As depicted in FIG. 2, the electrically conductive traces 42a-42f and the connected vias 46a-46f are arranged such that the neck regions 45a-45f are moved away or indented from the edges of the rigid circuit component 30 where the respective contact pads 32 are located. For example, the trace 42a extends across the edge 31a and overlays a portion of the circuit component to access the via 46a which connects to the contact pads 32 located at the edge 31a. The inner portion of the trace overlaying the circuit component 30 has a first end starting at the edge 31a and a second end ending at the junction 23. The inner portion of the trace 42a has a “U” shape such that the neck region 45a is connected to an inner side of the via 46a.

Similarly, the trace 42b extends across the edge 31a to access the via 46b which connects to the contact pads located at the edge 31a. The inner portion of the trace 42b overlaying the circuit component has an “L” shape such that the neck region 45b is connected to an inner side of the via 46b. It is to be understood that the inner portion of a trace may have any suitable shapes other than a “U” shape and an “L” shape as long as the inner portion of the trace connects to a via at a junction that is indented with respect to the circuit edge, e.g., being on an inner side of the via with respect to the circuit edge.

The trace 42c extends across the edge 31a to access the via 46c which connects to the contact pads located at the edge 31a. The electrically conductive via 46c extends away from the edge 31a and toward an inner area of the circuit component 30. The trace 42c has an inner portion covered by the circuit component 30 beginning at a first end at the edge 31a and ending at a second end at the junction 23. The via 46c (and the through hole 24 where the via 46c is formed) has a length along the direction substantially perpendicular to the edge 31a that is sufficiently long such that the neck region 45c is indented in from the edge 31a. In some embodiments, the electrically conductive via may have a length, for example, at least 2 times, at least 5 times, or at least 10 times greater than the length of the contact pad of the circuit component.

In some embodiments, an electrically conductive trace may access the contact pads of a circuit component from sides other than the chip edge where the contact pads are located. For example, as depicted in FIG. 2, the traces 42d and 42e each extend across the edge 31c to access to the respective vias 46d and 46e which connect to the respective contact pads 32 located at the edge 31b. The trace 42f extends across the edge 31d to access to the corresponding via 46f which connects to the corresponding contact pad 32 located at the edge 31b which is opposite the edge 31d.

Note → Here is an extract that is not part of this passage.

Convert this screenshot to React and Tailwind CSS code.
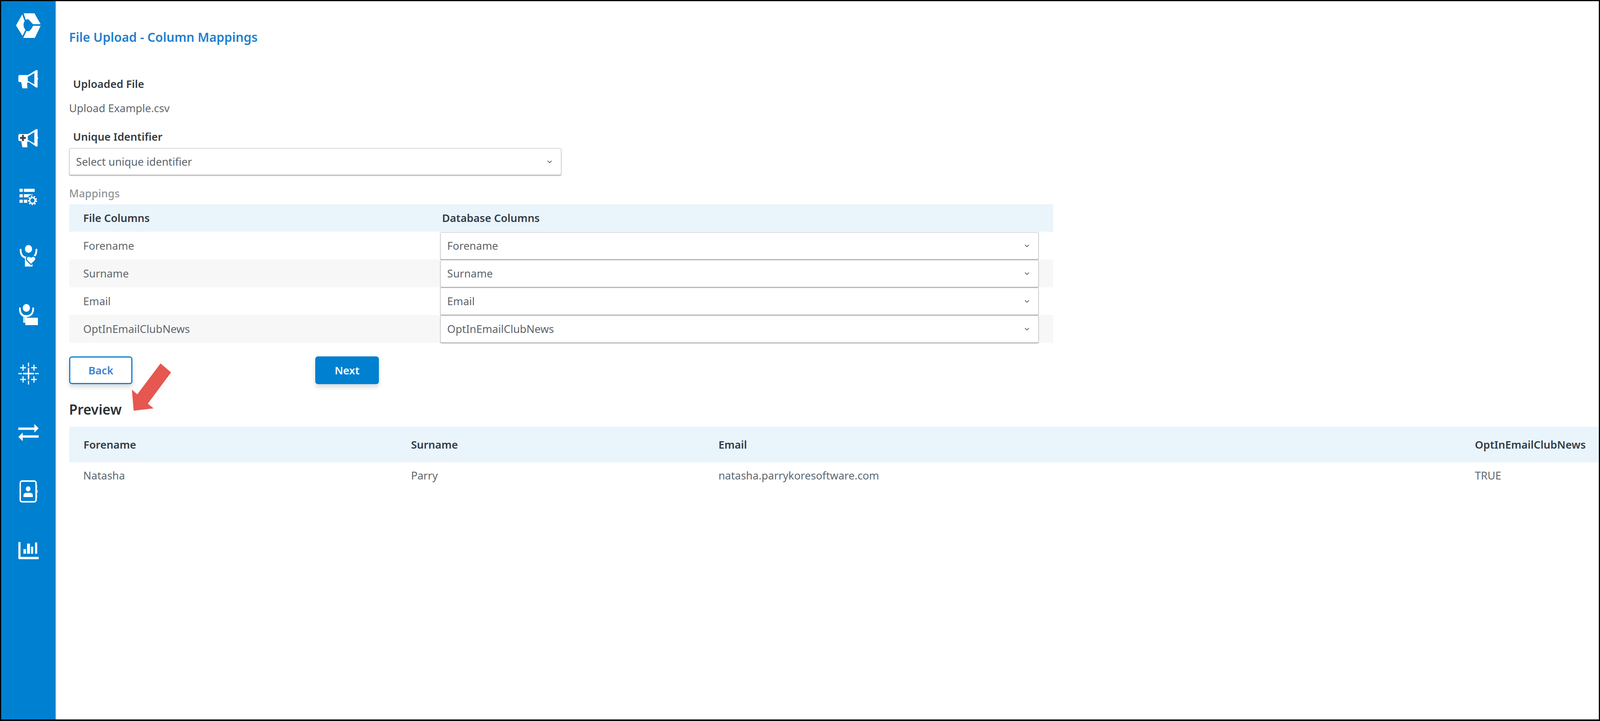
import React from "react";

const Logo = () => (
  <svg width="63" height="63" viewBox="0 0 68 63" preserveAspectRatio="none" fill="#fff">
    <path d="M21 0H51L68 28H47L35 16Q30 14 27 17Z" />
    <path d="M17 3L24 20Q20 25 21 32Q22 38 26 42L18 58L0 31Z" />
    <path d="M20 63L29 45Q33 47 37 45Q43 41 47 32H68L52 63Z" />
  </svg>
);

const Megaphone = ({ plus }) => (
  <svg width="52" height="48" viewBox="0 0 56 48" preserveAspectRatio="none" fill="#fff">
    <path
      fillRule="evenodd"
      d="M4 14H27L46 3Q50 0 53 2V20Q56 23 53 27V45Q50 48 46 44L29 33L24 34L25 48H11L8 32H4Q0 32 0 28V18Q0 14 4 14ZM26 19V29L44 38V9Z"
    />
    {plus && <path d="M10 16H15V21.5H20.5V26.5H15V32H10V26.5H4.500V21.500H10Z" fill="#3d4247" />}
  </svg>
);

const ListGear = () => (
  <svg width="46" height="42" viewBox="0 0 50 42" preserveAspectRatio="none" fill="#fff">
    <rect x="0" y="0" width="9" height="8" />
    <rect x="12" y="0" width="30" height="8" />
    <rect x="0" y="14" width="9" height="8" />
    <rect x="12" y="14" width="26" height="8" />
    <rect x="0" y="28" width="9" height="8" />
    <rect x="12" y="28" width="14" height="8" />
    <circle cx="36" cy="30" r="15" fill="#0080d0" />
    <circle cx="36" cy="30" r="7.500" fill="none" stroke="#fff" strokeWidth="3.500" />
    <circle cx="36" cy="30" r="11" fill="none" stroke="#fff" strokeWidth="3.500" strokeDasharray="4 3.860" />
  </svg>
);

const PersonHeart = () => (
  <svg width="46" height="55" viewBox="0 0 50 55" preserveAspectRatio="none" fill="#fff">
    <circle cx="25" cy="10" r="10" />
    <path d="M3 12C3 24 8 30 16 32H34C42 30 47 24 47 12" fill="none" stroke="#fff" strokeWidth="5" strokeLinecap="round" />
    <path d="M15 30H36V55H15Z" />
    <path d="M32 50L21 40C15 33 23 25 32 31C41 25 49 33 43 40Z" fill="#fff" stroke="#0080d0" strokeWidth="3" />
  </svg>
);

const PersonBox = () => (
  <svg width="48" height="56" viewBox="0 0 52 56" preserveAspectRatio="none" fill="#fff">
    <circle cx="20" cy="10" r="10" />
    <path d="M2 11C2 24 8 31 20 31C32 31 39 24 39 11" fill="none" stroke="#fff" strokeWidth="5" strokeLinecap="round" />
    <rect x="11" y="30" width="10" height="18" opacity="0.8" />
    <rect x="17" y="35" width="35" height="19" />
  </svg>
);

const Tableau = () => (
  <svg width="52" height="58" viewBox="0 0 56 58" preserveAspectRatio="none" fill="none" stroke="#fff">
    <path d="M28 14V44M13 29H43" strokeWidth="4" />
    <path d="M13 6V22M5 14H21M43 6V22M35 14H51M13 36V52M5 44H21M43 36V52M35 44H51" strokeWidth="3" />
    <path d="M28 1V11M28 47V57M0 29H10M46 29H56" strokeWidth="3" />
  </svg>
);

const Arrows = () => (
  <svg width="52" height="44" viewBox="0 0 56 44" preserveAspectRatio="none" fill="#fff">
    <path d="M0 9H44V0L56 11L44 22V15H0Z" />
    <path d="M56 29H12V22L0 33L12 44V35H56Z" />
  </svg>
);

const Contact = () => (
  <svg width="46" height="57" viewBox="0 0 50 57" preserveAspectRatio="none" fill="#fff">
    <rect x="2" y="2" width="44" height="53" rx="5" fill="none" stroke="#fff" strokeWidth="4" />
    <path d="M46 12H49V21H46ZM46 24H50V33H46ZM46 36H49V45H46Z" />
    <circle cx="24" cy="22" r="6.500" />
    <path d="M11 43V39Q11 32 19 32H29Q37 32 37 39V43Z" />
  </svg>
);

const Chart = () => (
  <svg width="52" height="44" viewBox="0 0 56 44" preserveAspectRatio="none" fill="#fff">
    <path d="M0 0H6V38H56V44H3Q0 44 0 41Z" />
    <rect x="14" y="18" width="7" height="12" />
    <rect x="24" y="4" width="8" height="26" />
    <rect x="35" y="12" width="6" height="18" />
    <rect x="46" y="1" width="6" height="29" />
  </svg>
);

const Chevron = () => (
  <svg width="12" height="8" viewBox="0 0 12 8" fill="none" stroke="#5b6167" strokeWidth="1.800">
    <path d="M1 1.500L6 6.500L11 1.500" />
  </svg>
);

const Select = ({ label, className }) => (
  <div
    className={`flex items-center justify-between bg-white border border-[#b4b4b4] rounded-[4px] shadow-[0_2px_2px_rgba(0,0,0,0.28)] pl-[0.41vw] pr-[0.545vw] text-[0.669vw] text-[#5c646b] ${className}`}
  >
    <span>{label}</span>
    <Chevron />
  </div>
);

const navIcons = [
  <Megaphone key="a" />,
  <Megaphone key="b" plus />,
  <ListGear key="c" />,
  <PersonHeart key="d" />,
  <PersonBox key="e" />,
  <Tableau key="f" />,
  <Arrows key="g" />,
  <Contact key="h" />,
  <Chart key="i" />,
];

const mappings = ["Forename", "Surname", "Email", "OptInEmailClubNews"];

export default function App() {
  return (
    <div
      className="relative flex w-screen h-screen bg-white border-[3px] border-b-[4px] border-black overflow-hidden"
      style={{ fontFamily: '"Noto Sans", "Open Sans", sans-serif' }}
    >
      <aside className="flex flex-col items-center w-[3.45vw] shrink-0 bg-[#0080d0] border-r-2 border-[#a5d4f2]">
        <div className="flex items-center justify-center w-full h-[124px]">
          <Logo />
        </div>
        {navIcons.map((icon, i) => (
          <div key={i} className="flex items-center justify-center w-full h-[150.800px]">
            {icon}
          </div>
        ))}
      </aside>

      <main className="flex-1 min-w-0 pl-[0.794vw] pt-[67px]">
        <h1 className="h-[50px] leading-[50px] text-[0.78vw] font-semibold text-[#1f7fcf]">
          File Upload - Column Mappings
        </h1>
        <div className="mt-[75px] pl-[0.25vw] h-[40px] leading-[40px] text-[0.669vw] font-semibold text-[#333b44]">
          Uploaded File
        </div>
        <div className="mt-[22px] h-[40px] leading-[40px] text-[0.669vw] text-[#5f676e]">Upload Example.csv</div>
        <div className="mt-[33px] pl-[0.25vw] h-[40px] leading-[40px] text-[0.669vw] font-semibold text-[#333b44]">
          Unique Identifier
        </div>
        <Select label="Select unique identifier" className="mt-[9px] w-[30.76vw] h-[69px]" />
        <div className="mt-[27px] h-[40px] leading-[40px] text-[0.669vw] font-medium text-[#8f9499]">Mappings</div>

        <div className="mt-[8px] w-[61.5vw]">
          <div className="grid grid-cols-[23.2vw_1fr] items-center h-[70px] bg-[#e9f4fb] text-[0.669vw] font-semibold text-[#333b44]">
            <div className="pl-[0.885vw]">File Columns</div>
            <div className="pl-[0.113vw]">Database Columns</div>
          </div>
          {mappings.map((m, i) => (
            <div
              key={m}
              className={`grid grid-cols-[23.2vw_37.39vw] items-center h-[71px] text-[0.669vw] text-[#5f676e] ${
                i % 2 ? "bg-[#f7f7f7]" : "bg-white"
              }`}
            >
              <div className="pl-[0.885vw]">{m}</div>
              <Select label={m} className="h-[70px]" />
            </div>
          ))}
        </div>

        <div className="flex mt-[35px] gap-[11.41vw]">
          <button className="w-[3.97vw] h-[71px] bg-white border-[3px] border-[#0a80d0] rounded-[7px] text-[0.669vw] font-semibold text-[#3a7fcb] shadow-[0_8px_12px_rgba(0,0,0,0.14)]">
            Back
          </button>
          <button className="w-[3.99vw] h-[71px] bg-[#0080d0] rounded-[7px] text-[0.669vw] font-semibold text-white shadow-[0_8px_12px_rgba(0,0,0,0.14)]">
            Next
          </button>
        </div>

        <h2 className="mt-[39px] h-[50px] leading-[50px] text-[0.862vw] font-semibold text-[#2d3339]">Preview</h2>

        <div className="mt-[20px]">
          <div className="grid grid-cols-[21.37vw_19.215vw_47.28vw_1fr] items-center h-[91px] bg-[#e9f4fb] text-[0.669vw] font-semibold text-[#333b44]">
            <div className="pl-[0.9vw]">Forename</div>
            <div>Surname</div>
            <div>Email</div>
            <div className="whitespace-nowrap">OptInEmailClubNews</div>
          </div>
          <div className="grid grid-cols-[21.37vw_19.215vw_47.28vw_1fr] items-center h-[68px] text-[0.669vw] text-[#5f676e]">
            <div className="pl-[0.885vw]">Natasha</div>
            <div>Parry</div>
            <div>natasha.parrykoresoftware.com</div>
            <div>TRUE</div>
          </div>
        </div>
      </main>

      <svg
        className="absolute left-0 top-0 w-[10.89vw] h-[1060px] pointer-events-none"
        viewBox="0 0 480 1060"
        preserveAspectRatio="none"
        fill="#e5574f"
      >
        <path d="M439 927L468 950L404 1030L420 1042L365 1048L360 994L375 1006Z" />
      </svg>
    </div>
  );
}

As depicted in FIG. 2, the electrically conductive traces are connected to an inner side of the respective vias such that the neck regions (45a-45f) are indented from the respective edges where the respective contact pads are located to protect the neck regions from possible stretch and flex strain of the flexible substrate by the rigid circuit component.

FIG. 3 further illustrates how a channel connects to various sides of a through hole (and a via formed therein), according to some embodiments. As shown in FIG. 3, the though hole 24 at least partially covers the contact pad 32 of a circuit component underneath. The channel 22 can connect to the through hole 24 from various sides and electrically conductive traces and vias can be formed therein. When the channel 22 connects to the outer side 241 (i.e., the side immediately adjacent to the chip edge 31) of the through hole 24, the subsequently formed electrically conductive trace will have its neck region extends across the chip edge 31, which is a weak point subject to possible stretch and strain of the flexible substrate.

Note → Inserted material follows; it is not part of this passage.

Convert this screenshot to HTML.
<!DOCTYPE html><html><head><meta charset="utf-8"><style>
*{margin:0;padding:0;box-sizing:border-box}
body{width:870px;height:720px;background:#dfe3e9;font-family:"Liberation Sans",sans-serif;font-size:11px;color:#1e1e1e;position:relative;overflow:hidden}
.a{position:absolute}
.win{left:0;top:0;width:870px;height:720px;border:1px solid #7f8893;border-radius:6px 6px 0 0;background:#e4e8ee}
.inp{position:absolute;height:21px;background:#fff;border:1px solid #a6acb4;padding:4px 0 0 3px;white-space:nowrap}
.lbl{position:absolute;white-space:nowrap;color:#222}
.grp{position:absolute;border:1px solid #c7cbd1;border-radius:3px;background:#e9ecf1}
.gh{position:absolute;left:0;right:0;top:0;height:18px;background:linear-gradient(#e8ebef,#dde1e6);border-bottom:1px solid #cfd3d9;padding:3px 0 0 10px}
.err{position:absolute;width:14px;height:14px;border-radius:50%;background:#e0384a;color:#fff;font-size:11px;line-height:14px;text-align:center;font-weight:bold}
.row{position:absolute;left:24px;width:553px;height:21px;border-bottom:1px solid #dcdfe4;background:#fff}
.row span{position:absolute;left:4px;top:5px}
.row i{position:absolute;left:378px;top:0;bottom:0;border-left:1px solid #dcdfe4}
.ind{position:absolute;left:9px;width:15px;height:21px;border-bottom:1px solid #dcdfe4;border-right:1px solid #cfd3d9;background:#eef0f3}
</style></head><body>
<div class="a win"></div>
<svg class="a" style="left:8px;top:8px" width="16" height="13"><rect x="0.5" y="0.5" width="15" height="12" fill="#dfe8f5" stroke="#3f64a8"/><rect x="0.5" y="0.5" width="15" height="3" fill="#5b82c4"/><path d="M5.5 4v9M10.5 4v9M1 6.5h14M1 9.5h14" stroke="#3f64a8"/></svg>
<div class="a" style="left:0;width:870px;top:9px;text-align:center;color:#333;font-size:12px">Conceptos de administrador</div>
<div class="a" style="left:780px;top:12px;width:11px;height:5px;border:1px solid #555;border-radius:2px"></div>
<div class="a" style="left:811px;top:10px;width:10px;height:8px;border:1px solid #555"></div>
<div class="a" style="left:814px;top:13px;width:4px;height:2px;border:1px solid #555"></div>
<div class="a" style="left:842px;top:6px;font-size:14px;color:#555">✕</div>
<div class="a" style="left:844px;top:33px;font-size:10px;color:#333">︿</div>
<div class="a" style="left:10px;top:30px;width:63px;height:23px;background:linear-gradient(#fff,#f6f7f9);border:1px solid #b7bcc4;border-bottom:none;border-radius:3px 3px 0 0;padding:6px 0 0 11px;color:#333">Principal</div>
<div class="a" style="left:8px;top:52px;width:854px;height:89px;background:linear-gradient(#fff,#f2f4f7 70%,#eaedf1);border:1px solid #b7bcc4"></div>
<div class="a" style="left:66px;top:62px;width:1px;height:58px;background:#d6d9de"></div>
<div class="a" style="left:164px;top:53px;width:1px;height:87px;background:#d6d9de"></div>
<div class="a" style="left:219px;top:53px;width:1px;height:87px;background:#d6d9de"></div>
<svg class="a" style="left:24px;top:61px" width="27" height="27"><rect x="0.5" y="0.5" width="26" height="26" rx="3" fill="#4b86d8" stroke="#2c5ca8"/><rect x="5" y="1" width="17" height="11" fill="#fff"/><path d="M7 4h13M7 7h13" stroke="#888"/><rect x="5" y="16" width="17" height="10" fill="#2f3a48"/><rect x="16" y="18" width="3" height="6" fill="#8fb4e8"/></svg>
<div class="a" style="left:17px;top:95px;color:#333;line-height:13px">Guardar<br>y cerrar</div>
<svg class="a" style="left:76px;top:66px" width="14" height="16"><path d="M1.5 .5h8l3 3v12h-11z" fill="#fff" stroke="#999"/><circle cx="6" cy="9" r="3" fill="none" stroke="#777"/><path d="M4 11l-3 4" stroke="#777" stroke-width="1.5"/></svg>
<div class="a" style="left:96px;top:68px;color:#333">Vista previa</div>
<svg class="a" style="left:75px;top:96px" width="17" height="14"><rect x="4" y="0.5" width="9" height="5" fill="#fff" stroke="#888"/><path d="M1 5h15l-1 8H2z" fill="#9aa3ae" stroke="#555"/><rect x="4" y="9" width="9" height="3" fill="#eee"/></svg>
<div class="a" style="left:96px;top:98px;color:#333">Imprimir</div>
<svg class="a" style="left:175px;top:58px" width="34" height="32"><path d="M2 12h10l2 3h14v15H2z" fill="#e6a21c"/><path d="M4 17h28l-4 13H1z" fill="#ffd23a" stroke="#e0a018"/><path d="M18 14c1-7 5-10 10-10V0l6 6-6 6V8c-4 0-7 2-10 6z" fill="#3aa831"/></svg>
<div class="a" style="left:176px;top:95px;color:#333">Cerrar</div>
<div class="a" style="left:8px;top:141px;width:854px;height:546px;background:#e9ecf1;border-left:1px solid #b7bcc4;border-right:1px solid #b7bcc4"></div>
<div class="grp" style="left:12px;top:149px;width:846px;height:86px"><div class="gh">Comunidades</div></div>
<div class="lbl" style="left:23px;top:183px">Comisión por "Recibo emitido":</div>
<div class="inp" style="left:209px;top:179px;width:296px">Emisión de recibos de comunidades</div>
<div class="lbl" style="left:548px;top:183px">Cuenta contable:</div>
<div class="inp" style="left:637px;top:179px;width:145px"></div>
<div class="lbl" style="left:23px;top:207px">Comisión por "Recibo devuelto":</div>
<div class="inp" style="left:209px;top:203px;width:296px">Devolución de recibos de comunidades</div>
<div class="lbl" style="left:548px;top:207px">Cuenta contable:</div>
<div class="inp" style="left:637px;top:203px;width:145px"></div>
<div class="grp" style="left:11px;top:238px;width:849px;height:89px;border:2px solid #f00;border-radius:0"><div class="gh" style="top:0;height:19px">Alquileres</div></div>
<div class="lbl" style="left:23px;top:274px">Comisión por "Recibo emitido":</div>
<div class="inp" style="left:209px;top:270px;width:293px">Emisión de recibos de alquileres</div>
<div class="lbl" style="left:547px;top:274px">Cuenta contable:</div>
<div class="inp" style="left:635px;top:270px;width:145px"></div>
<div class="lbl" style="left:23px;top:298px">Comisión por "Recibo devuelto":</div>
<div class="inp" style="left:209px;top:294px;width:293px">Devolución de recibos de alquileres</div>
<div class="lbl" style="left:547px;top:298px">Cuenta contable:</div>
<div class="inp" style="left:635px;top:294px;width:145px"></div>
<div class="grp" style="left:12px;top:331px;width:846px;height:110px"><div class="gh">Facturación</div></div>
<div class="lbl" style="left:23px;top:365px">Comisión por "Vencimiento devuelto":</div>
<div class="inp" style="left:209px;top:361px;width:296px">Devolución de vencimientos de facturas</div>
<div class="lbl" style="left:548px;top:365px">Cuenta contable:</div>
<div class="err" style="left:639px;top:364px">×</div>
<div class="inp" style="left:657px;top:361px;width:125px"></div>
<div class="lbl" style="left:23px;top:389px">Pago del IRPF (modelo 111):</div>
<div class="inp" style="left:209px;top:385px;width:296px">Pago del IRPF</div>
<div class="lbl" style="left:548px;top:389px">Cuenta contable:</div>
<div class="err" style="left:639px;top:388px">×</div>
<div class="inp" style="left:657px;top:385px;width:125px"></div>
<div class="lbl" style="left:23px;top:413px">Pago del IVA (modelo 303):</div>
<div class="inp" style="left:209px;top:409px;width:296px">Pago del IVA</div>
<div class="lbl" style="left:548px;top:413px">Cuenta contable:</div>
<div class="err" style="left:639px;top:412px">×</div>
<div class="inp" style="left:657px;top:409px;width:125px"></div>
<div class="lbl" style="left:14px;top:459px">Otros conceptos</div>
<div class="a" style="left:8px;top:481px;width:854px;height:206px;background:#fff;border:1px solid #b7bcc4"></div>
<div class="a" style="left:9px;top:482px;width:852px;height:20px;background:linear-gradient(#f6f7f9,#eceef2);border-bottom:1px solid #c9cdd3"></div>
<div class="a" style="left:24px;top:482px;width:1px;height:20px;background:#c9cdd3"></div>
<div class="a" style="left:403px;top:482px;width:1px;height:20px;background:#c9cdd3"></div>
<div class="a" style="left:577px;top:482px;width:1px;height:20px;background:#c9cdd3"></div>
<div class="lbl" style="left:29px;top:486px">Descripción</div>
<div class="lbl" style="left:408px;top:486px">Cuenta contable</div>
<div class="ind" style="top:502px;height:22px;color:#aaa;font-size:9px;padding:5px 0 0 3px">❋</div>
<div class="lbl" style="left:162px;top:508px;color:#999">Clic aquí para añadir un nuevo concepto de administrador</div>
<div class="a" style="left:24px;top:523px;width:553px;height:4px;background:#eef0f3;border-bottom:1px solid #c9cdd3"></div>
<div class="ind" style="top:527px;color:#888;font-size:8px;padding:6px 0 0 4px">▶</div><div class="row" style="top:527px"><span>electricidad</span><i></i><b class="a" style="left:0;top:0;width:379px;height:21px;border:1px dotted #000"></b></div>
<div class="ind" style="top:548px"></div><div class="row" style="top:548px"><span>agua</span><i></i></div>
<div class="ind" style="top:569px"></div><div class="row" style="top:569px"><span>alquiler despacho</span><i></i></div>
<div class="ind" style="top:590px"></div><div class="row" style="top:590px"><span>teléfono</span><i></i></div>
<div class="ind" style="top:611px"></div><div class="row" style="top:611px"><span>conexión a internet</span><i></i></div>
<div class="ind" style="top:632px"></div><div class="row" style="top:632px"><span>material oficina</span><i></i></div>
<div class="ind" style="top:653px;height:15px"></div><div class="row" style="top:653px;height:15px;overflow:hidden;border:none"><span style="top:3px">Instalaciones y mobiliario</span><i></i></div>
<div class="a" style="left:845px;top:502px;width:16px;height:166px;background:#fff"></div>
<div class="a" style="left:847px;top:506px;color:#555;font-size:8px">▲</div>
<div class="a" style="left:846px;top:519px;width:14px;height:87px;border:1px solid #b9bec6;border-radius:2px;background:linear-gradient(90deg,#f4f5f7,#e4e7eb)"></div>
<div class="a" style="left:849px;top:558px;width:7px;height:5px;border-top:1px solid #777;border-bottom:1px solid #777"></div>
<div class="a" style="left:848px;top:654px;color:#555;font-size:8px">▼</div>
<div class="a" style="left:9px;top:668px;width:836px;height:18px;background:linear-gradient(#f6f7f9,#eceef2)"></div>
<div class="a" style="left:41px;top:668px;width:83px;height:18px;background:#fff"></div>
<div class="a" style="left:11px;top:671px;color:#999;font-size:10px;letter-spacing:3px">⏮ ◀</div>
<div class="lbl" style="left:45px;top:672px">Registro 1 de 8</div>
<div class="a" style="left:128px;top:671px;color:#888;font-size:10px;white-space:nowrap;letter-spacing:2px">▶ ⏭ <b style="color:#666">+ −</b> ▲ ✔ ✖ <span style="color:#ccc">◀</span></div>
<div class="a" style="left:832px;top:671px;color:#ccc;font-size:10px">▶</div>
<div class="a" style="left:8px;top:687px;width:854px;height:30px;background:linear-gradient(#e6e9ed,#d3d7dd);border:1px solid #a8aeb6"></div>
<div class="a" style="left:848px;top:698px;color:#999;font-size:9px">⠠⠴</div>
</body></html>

In contrast, when the channel 22 connects to an indented side 242, 243 or 244 of the through hole 24 (i.e., a side not immediately adjacent to the chip edge 31), the subsequently formed electrically conductive trace has its neck region indented from the chip edge 31. In some cases, this disclosure provides various configurations where the neck region is indented with respect to the edge 31 and away from a high stress zone which is an inner boundary on the inside perimeter of the chip edge 31. Such a high-stress zone may have a distance d1, for example, comparable to the channel width w.

It is to be understood that channels and vias of a substrate may have various shapes and sizes. For example, as depicted in the two views of FIG. 4, the channel 22 connects to the through hole 24 at a junction 23. The through hole 24 has an upper portion 242 which can be taken as an extension of the channel 22 with substantially the same depth. A lower portion 244 of the through hole 24 vertically connects to the upper portion 242. In the depicted embodiment, the lower portion 244 has a conical shape with a draft angle 29 which can be negative, zero, or positive with an absolute value, for example, no greater than about 45 degrees, no greater than about 30 degrees, no greater than about 15 degrees, or no greater than about 10 degrees. In various embodiments, the upper portion 242 of the through hole 24 may have a lateral dimension d, for example, at least 1.2 times, at least 1.5 times, at least 2 times, or at least 3 times greater than a width w of the channel 22 before the channel 22 approaches the junction 23. The channel width gradually and smoothly increases at the junction to match at least 30%, at least 50%, at least 70%, or at least 90% of the lateral dimension of the through hole. It was found in this disclosure that when the neck region or junction extends across a chip edge or is located adjacent to the chip edge, the strain experienced by the electrically conductive trace in the sensitive neck region is significantly lower when the trace in the channel has a gradually and smoothly widened end connecting to the corresponding via.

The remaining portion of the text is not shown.